Huh, I was expecting your usual hate for vegans and vegetarians, but that's a pretty good analysis.

eugene plawiuk said...

Ironically I eat my fresh fruit and veggies and have a well balanced diet, being the omnivore that I am. I just have no time for food faddists and dietary moralists. Thanks for the compliment.

Adam Weissman said...

This analysis is fatally flawed, in that it ignores the double whammy of the impact of feedcrop production coupled with the impact of industrial farming of animals. Considering the inefficiency of animals as grain converters, vastly more inputs are going into raising animals than raising plants for food.

It is VERY true, though that many vegans have blinders about the destructive impacts of industrial plant agriculture.

What we need is a shift towards learning to engage in foraging the wild plants, coupled with urban greening-- rooftop gardens, etc- with a focus on veganic (http://en.wikipedia.org/wiki/Vegan_organic_gardening) and permaculture agricultural principles.

In the short term, "dumpster diving" or "urban foraging" are ethical responses to the vast waste and resource overconsumption of industrial capitalism.
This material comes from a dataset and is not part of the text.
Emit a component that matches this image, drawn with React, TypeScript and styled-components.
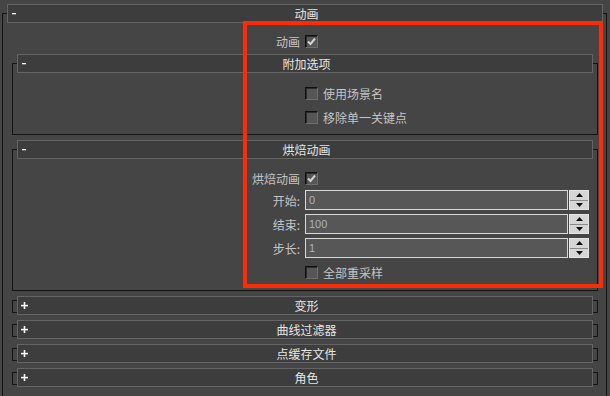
import React from 'react';
import styled, { createGlobalStyle } from 'styled-components';

const GlobalStyle = createGlobalStyle`
  html, body {
    margin: 0;
    padding: 0;
    background: #454545;
  }
  * {
    box-sizing: border-box;
  }
`;

const Panel = styled.div`
  position: relative;
  width: 610px;
  height: 396px;
  overflow: hidden;
  padding-left: 2px;
  padding-top: 13px;
  background: #454545;
  font-family: "Noto Sans CJK SC", "Noto Sans", sans-serif;
  font-size: 12px;
  color: #c4c4c4;
`;

// black bracket drawn round a rollout; the header covers the middle of its top edge
const Frame = styled.div<{ $top?: number; $left?: number; $right?: number }>`
  border: 1px solid #151515;
  margin: ${p => p.$top ?? 0}px ${p => p.$right ?? 0}px 0 ${p => p.$left ?? 0}px;
`;

const Header = styled.div<{ $right?: number; $collapsed?: boolean }>`
  display: grid;
  grid-template-columns: 16px 1fr 16px;
  align-items: center;
  height: 19px;
  margin: ${p => (p.$collapsed ? '-5px' : '-10px')} ${p => p.$right ?? 4}px
    ${p => (p.$collapsed ? '-3px' : '0')} 4px;
  padding-left: 3px;
  background: #3d3d3d;
  border: 1px solid #646464;
  color: #e6e6e6;
  line-height: 17px;
`;

const Title = styled.span`
  text-align: center;
  white-space: nowrap;
`;

const Body = styled.div<{ $top: number; $bottom: number }>`
  display: flex;
  flex-direction: column;
  padding: ${p => p.$top}px 0 ${p => p.$bottom}px 0;
`;

const Field = styled.div<{ $ctrl: number; $h?: number; $mb?: number }>`
  display: grid;
  grid-template-columns: 1fr ${p => p.$ctrl}px;
  column-gap: 5px;
  align-items: center;
  height: ${p => p.$h ?? 20}px;
  margin-bottom: ${p => p.$mb ?? 0}px;
`;

const Label = styled.span`
  text-align: right;
  white-space: nowrap;
  color: #c4c4c4;
`;

const Control = styled.div`
  display: flex;
  align-items: center;
  gap: 5px;
`;

const Box = styled.span`
  display: inline-flex;
  align-items: center;
  justify-content: center;
  width: 13px;
  height: 13px;
  flex: none;
  background: #565656;
  border: 1px solid;
  border-color: #101010 #6e6e6e #6e6e6e #101010;
  box-shadow: inset 1px 1px 0 #2c2c2c;
`;

const BoxText = styled.span`
  white-space: nowrap;
  color: #c4c4c4;
`;

const Input = styled.div`
  width: 263px;
  height: 20px;
  padding-left: 3px;
  background: #575757;
  border: 1px solid #d8d8d8;
  font-family: "Liberation Sans", Arial, sans-serif;
  font-size: 11px;
  line-height: 18px;
  color: #a9b0c6;
`;

const Spinner = styled.div`
  display: flex;
  flex-direction: column;
  gap: 1px;
  width: 20px;
  height: 20px;
  margin-left: -4px;
  background: #8a8a8a;
  border: 1px solid #e4e4e4;
`;

const SpinButton = styled.span`
  flex: 1;
  display: flex;
  align-items: center;
  justify-content: center;
  background: #d6d6d6;
`;

const Marker = styled.div`
  position: absolute;
  left: 243px;
  top: 21px;
  width: 360px;
  height: 267px;
  border: 4px solid #ff2a06;
  pointer-events: none;
`;

function Toggle({ open }: { open: boolean }) {
  if (open) {
    return (
      <svg width="7" height="7" viewBox="0 0 7 7">
        <rect x="1" y="3" width="4" height="1.3" fill="#f4f4f4" />
      </svg>
    );
  }
  return (
    <svg width="7" height="7" viewBox="0 0 7 7">
      <rect x="0" y="2.8" width="7" height="1.6" fill="#f4f4f4" />
      <rect x="2.7" y="0" width="1.6" height="7" fill="#f4f4f4" />
    </svg>
  );
}

function Check({ checked, label }: { checked?: boolean; label?: string }) {
  return (
    <Control>
      <Box>
        {checked && (
          <svg width="9" height="9" viewBox="0 0 9 9">
            <path d="M1 4.5 L3.5 7 L8 1.5" fill="none" stroke="#d2d2d2" strokeWidth="2" />
          </svg>
        )}
      </Box>
      {label && <BoxText>{label}</BoxText>}
    </Control>
  );
}

function Spin({ value }: { value: string }) {
  return (
    <Control>
      <Input>{value}</Input>
      <Spinner>
        <SpinButton>
          <svg width="7" height="4" viewBox="0 0 7 4">
            <path d="M0 4 L3.5 0 L7 4 Z" fill="#111" />
          </svg>
        </SpinButton>
        <SpinButton>
          <svg width="7" height="4" viewBox="0 0 7 4">
            <path d="M0 0 L7 0 L3.5 4 Z" fill="#111" />
          </svg>
        </SpinButton>
      </Spinner>
    </Control>
  );
}

function Collapsed({ title, top }: { title: string; top: number }) {
  return (
    <Frame $top={top} $left={9} $right={8}>
      <Header $collapsed>
        <Toggle open={false} />
        <Title>{title}</Title>
        <span />
      </Header>
    </Frame>
  );
}

export default function App() {
  return (
    <>
      <GlobalStyle />
      <Panel>
        <Frame style={{ width: 605 }}>
          <Header $right={3}>
            <Toggle open />
            <Title>动画</Title>
            <span />
          </Header>
          <Body $top={8} $bottom={0}>
            <Field $ctrl={301}>
              <Label>动画</Label>
              <Check checked />
            </Field>

            <Frame $top={12} $left={9} $right={8}>
              <Header>
                <Toggle open />
                <Title>附加选项</Title>
                <span />
              </Header>
              <Body $top={10} $bottom={7}>
                <Field $ctrl={292} $mb={4}>
                  <span />
                  <Check label="使用场景名" />
                </Field>
                <Field $ctrl={292}>
                  <span />
                  <Check label="移除单一关键点" />
                </Field>
              </Body>
            </Frame>

            <Frame $top={14} $left={9} $right={8}>
              <Header>
                <Toggle open />
                <Title>烘焙动画</Title>
                <span />
              </Header>
              <Body $top={10} $bottom={8}>
                <Field $ctrl={292} $h={18} $mb={3}>
                  <Label>烘焙动画</Label>
                  <Check checked />
                </Field>
                <Field $ctrl={292} $mb={4}>
                  <Label>开始:</Label>
                  <Spin value="0" />
                </Field>
                <Field $ctrl={292} $mb={4}>
                  <Label>结束:</Label>
                  <Spin value="100" />
                </Field>
                <Field $ctrl={292} $mb={4}>
                  <Label>步长:</Label>
                  <Spin value="1" />
                </Field>
                <Field $ctrl={292}>
                  <span />
                  <Check label="全部重采样" />
                </Field>
              </Body>
            </Frame>

            <Collapsed title="变形" top={9} />
            <Collapsed title="曲线过滤器" top={11} />
            <Collapsed title="点缓存文件" top={11} />
            <Collapsed title="角色" top={11} />
            <Body $top={40} $bottom={0} />
          </Body>
        </Frame>
        <Marker />
      </Panel>
    </>
  );
}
While this is no long-term solution, it has the benefit of freeing people from the pressure to engage in wage slaver in order to eat, makes corporations lose potential profits, and provides a resource that can be used to build gift economies and networks of mutual aid. (Given the ecological impact and unmet need this massive waste represents (approx 50% of food here in in the US), one could also argue that the reformist strategies of legislation and corporate boycotts and pressure campaigns also have a place in offsetting this particular crisis.)